Offensively, the NMSU attack has done very little to aid the defense’s efforts. Led by junior quarterback Matt Christian — 38-of-74 for 423 yards and two TDs — the Aggies are averaging 16 points per game and just 312 yards of total offense. Three Aggies have logged 13 carries or more, but only one (sophomore Kenny Turner) has been able to top 50 yards in the early going. Turner has carried 15 times for 62 yards, while Christian has carried 13 times for 49 yards, and senior Seth Smith has racked up 48 yards on 15 carries.

“Our guys are a little beat up,” Walker said. “And I know coach (Mike) Dunbar’s (offensive coordinator) frustrated because there’s times when the offense probably could’ve taken a little heat off the defense. He wants to do that, and he needs to do that.”

Despite their early struggles, the Aggies enter tonight’s contest with an extra dose of hope thanks to the feat that FCS foe North Dakota State was able to pull off in shocking the Jayhawks, 6-3, in the season opener on Sept. 4.

“You’re always going to look at it and say if it’s been done once, it can happen again,” Walker said. “But I just think that’s college football.

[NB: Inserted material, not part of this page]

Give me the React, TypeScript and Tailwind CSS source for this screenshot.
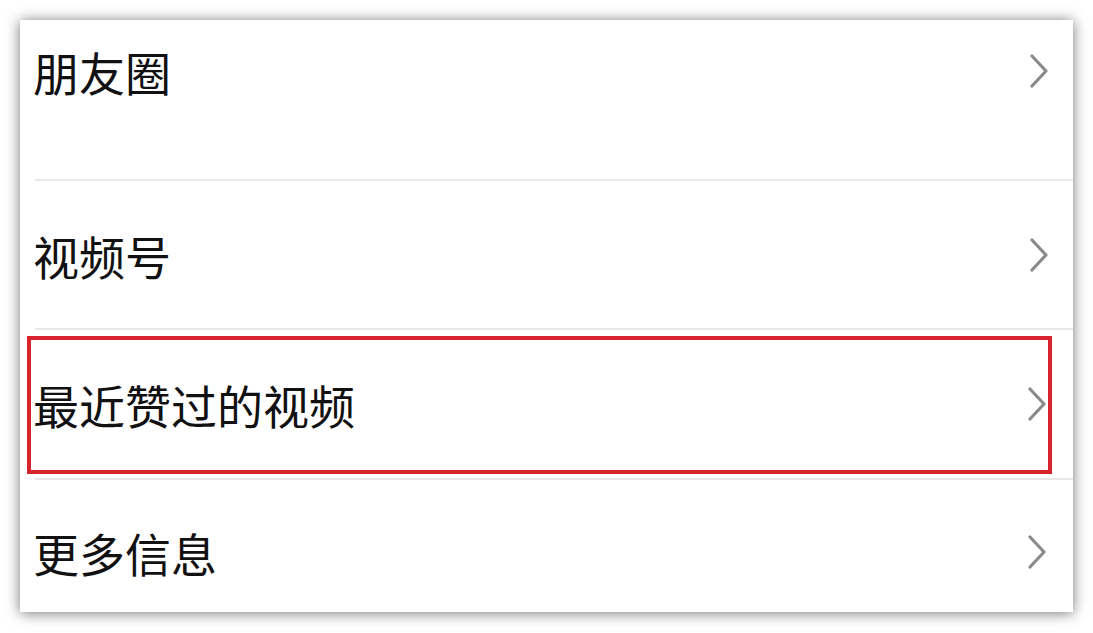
import React from "react";

function Chevron() {
  return (
    <svg width="20" height="34" viewBox="0 0 20 34" className="shrink-0">
      <polyline
        points="3,2 17,17 3,32"
        fill="none"
        stroke="#8a8a8a"
        strokeWidth="3.2"
        strokeLinecap="round"
        strokeLinejoin="round"
      />
    </svg>
  );
}

function Label({ children }: { children: React.ReactNode }) {
  return (
    <span
      className="text-[46px] leading-[46px] text-[#111] tracking-[0px]"
      style={{ fontFamily: '"Noto Sans CJK SC", "Noto Sans", sans-serif' }}
    >
      {children}
    </span>
  );
}

function Sep() {
  return <div className="ml-[15px] h-[2px] bg-[#e8e8e8]" />;
}

export default function App() {
  return (
    <div className="w-[1093px] h-[633px] bg-white pt-[20px] pl-[20px]">
      <div className="w-[1053px] h-[592px] bg-white shadow-[0_1px_13px_rgba(0,0,0,0.55)] flex flex-col overflow-hidden">
        <div className="h-[159px] pt-[28px] pl-[13px] pr-[24px]">
          <div className="flex items-center justify-between">
            <Label>朋友圈</Label>
            <Chevron />
          </div>
        </div>
        <Sep />
        <div className="h-[147px] flex items-center justify-between pl-[13px] pr-[24px]">
          <Label>视频号</Label>
          <Chevron />
        </div>
        <Sep />
        <div className="relative h-[148px] flex items-center justify-between pl-[13px] pr-[26px]">
          <Label>最近赞过的视频</Label>
          <Chevron />
          <div className="absolute left-[7px] right-[21px] top-[6px] bottom-[4px] border-[4px] border-[#d8232f]" />
        </div>
        <Sep />
        <div className="flex-1 flex items-center justify-between pt-[12px] pl-[13px] pr-[26px]">
          <Label>更多信息</Label>
          <Chevron />
        </div>
      </div>
    </div>
  );
}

In college football, somebody is gonna get upset every weekend. This would be a big win for us to try to get us jump-started and kind of get us ready for conference play.

“Anything’s possible so we’re going to try to hold on to (what North Dakota State did), and hopefully it’ll happen for us this weekend.”

This week’s meeting will be the third all-time between the Jayhawks and the Aggies. The series is tied at 1-1. KU’s lone victory came in 1991, when the Jayhawks trounced NMSU, 54-14.